• _Exercise_: Gather up all lines that carry the word "this".

• _The input_:
┏━━

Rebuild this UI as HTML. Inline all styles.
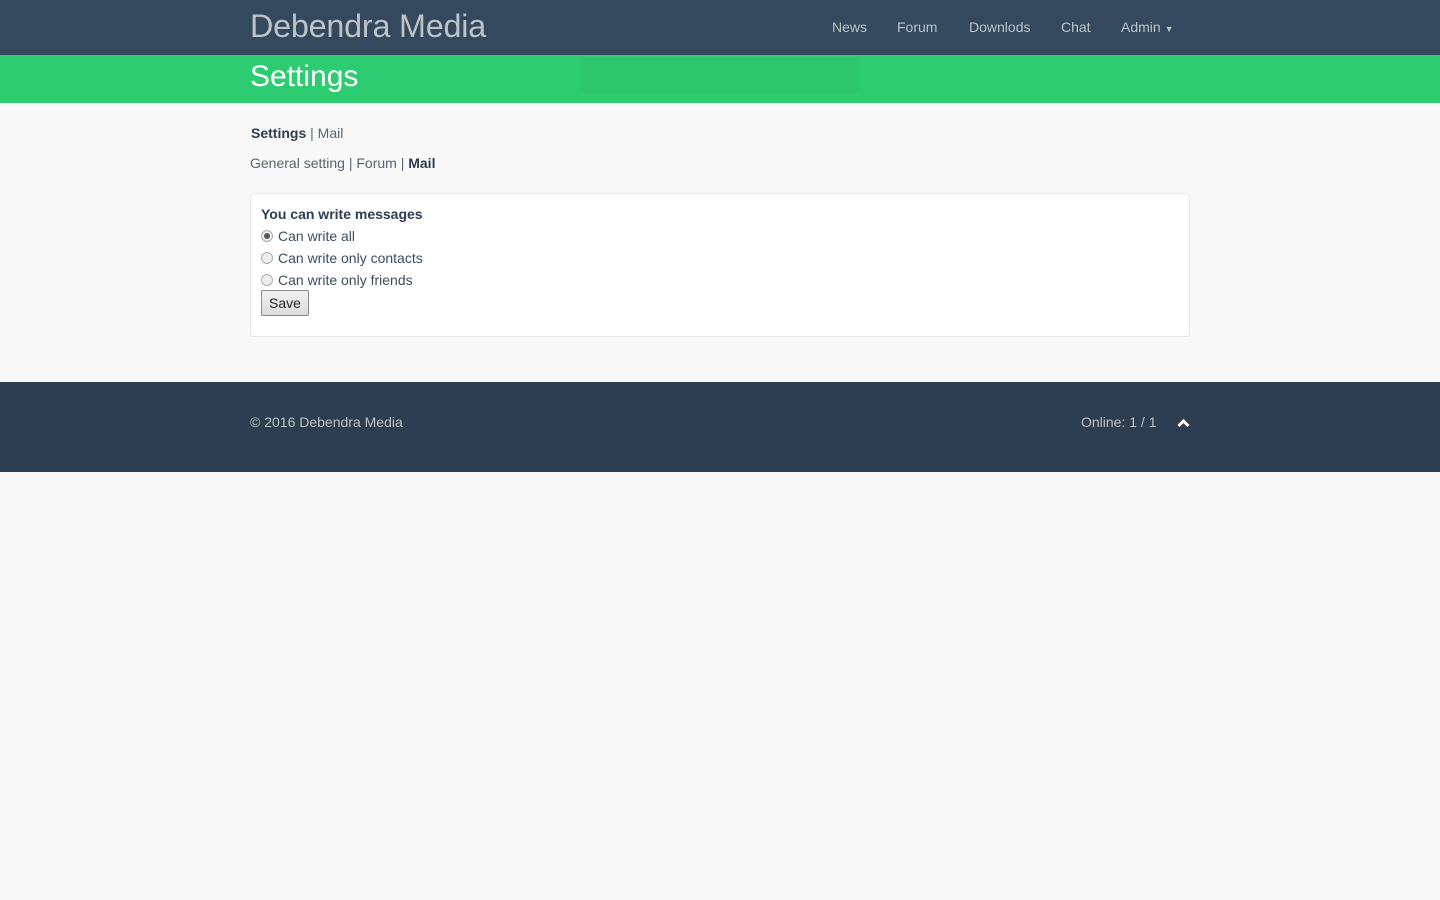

┗━━
┏━━

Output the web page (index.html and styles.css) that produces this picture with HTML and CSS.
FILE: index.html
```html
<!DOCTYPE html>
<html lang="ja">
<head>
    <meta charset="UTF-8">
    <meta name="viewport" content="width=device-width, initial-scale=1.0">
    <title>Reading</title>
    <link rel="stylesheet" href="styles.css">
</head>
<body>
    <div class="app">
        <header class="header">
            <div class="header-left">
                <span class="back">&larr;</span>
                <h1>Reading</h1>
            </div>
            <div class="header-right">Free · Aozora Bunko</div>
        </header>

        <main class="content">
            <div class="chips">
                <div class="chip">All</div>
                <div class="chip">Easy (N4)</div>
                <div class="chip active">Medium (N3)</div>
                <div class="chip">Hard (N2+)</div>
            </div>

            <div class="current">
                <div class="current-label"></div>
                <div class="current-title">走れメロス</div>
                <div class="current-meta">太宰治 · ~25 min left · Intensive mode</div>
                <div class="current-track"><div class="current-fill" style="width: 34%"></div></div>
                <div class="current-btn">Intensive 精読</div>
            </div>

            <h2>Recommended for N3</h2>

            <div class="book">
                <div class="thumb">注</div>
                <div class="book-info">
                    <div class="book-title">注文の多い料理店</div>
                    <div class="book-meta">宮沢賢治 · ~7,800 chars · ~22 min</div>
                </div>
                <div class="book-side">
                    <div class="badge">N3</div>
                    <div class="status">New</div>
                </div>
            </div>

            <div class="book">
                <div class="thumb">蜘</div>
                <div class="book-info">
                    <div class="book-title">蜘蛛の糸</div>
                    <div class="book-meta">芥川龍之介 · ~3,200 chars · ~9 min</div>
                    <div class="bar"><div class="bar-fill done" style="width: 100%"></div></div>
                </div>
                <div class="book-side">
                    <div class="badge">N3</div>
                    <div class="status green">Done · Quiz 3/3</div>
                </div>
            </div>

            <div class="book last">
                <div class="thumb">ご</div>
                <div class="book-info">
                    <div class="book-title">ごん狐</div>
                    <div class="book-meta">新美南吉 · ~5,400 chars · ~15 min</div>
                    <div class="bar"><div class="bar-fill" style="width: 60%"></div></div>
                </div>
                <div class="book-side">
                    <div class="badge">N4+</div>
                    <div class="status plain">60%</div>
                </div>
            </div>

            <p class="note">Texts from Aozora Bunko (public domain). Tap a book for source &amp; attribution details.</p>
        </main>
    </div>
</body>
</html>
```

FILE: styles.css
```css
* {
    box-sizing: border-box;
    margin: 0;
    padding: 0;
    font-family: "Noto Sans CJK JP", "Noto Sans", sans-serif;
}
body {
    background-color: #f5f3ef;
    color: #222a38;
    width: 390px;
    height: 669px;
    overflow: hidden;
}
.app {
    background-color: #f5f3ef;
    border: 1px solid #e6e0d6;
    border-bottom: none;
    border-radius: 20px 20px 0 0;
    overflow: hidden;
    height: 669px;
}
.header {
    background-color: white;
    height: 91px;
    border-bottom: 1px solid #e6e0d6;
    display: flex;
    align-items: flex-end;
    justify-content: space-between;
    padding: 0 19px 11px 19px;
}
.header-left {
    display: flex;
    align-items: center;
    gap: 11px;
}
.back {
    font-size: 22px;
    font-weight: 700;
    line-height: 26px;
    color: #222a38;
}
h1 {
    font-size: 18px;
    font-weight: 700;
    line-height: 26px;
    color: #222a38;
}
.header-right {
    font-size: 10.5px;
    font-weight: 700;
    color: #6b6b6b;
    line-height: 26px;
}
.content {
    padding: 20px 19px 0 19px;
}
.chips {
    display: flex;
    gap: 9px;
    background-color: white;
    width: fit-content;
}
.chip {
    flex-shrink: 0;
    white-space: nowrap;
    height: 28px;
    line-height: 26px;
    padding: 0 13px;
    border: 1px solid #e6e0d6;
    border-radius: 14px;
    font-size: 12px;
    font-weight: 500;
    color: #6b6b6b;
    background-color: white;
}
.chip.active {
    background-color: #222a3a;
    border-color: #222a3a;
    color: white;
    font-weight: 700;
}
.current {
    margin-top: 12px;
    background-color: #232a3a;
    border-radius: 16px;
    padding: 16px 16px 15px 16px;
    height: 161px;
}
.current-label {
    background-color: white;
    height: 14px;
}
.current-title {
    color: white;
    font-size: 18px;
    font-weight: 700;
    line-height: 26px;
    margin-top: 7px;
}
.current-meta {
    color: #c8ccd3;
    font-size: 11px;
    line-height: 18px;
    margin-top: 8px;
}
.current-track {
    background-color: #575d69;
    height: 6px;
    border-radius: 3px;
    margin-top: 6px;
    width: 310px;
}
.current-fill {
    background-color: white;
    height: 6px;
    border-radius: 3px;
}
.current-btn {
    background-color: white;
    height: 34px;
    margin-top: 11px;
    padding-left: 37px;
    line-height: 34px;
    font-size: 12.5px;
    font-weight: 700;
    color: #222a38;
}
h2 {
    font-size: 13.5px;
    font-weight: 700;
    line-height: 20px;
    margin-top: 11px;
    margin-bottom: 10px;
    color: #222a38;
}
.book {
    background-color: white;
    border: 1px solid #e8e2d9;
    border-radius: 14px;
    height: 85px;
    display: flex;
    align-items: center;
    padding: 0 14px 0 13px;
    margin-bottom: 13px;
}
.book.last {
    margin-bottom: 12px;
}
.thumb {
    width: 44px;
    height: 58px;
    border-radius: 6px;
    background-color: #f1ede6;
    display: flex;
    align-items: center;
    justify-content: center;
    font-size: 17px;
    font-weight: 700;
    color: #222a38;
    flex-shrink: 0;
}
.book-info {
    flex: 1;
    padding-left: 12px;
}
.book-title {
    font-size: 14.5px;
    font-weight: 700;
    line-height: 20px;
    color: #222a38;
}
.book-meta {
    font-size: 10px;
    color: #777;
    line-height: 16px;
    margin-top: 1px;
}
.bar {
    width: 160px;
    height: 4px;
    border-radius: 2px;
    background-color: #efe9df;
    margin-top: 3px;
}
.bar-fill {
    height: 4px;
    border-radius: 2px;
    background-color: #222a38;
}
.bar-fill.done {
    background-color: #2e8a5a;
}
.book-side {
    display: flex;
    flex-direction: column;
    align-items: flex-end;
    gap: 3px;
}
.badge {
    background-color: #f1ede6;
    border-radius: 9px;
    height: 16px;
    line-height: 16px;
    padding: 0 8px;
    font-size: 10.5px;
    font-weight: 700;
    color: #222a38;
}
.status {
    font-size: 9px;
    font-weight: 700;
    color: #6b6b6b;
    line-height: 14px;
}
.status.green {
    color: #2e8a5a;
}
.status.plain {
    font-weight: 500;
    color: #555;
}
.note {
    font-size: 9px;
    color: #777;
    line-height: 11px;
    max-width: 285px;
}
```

┗━━

• _Answer to the task_:
Rebuild this UI as HTML. Inline all styles.
Output the web page (index.html and styles.css) that produces this picture with HTML and CSS.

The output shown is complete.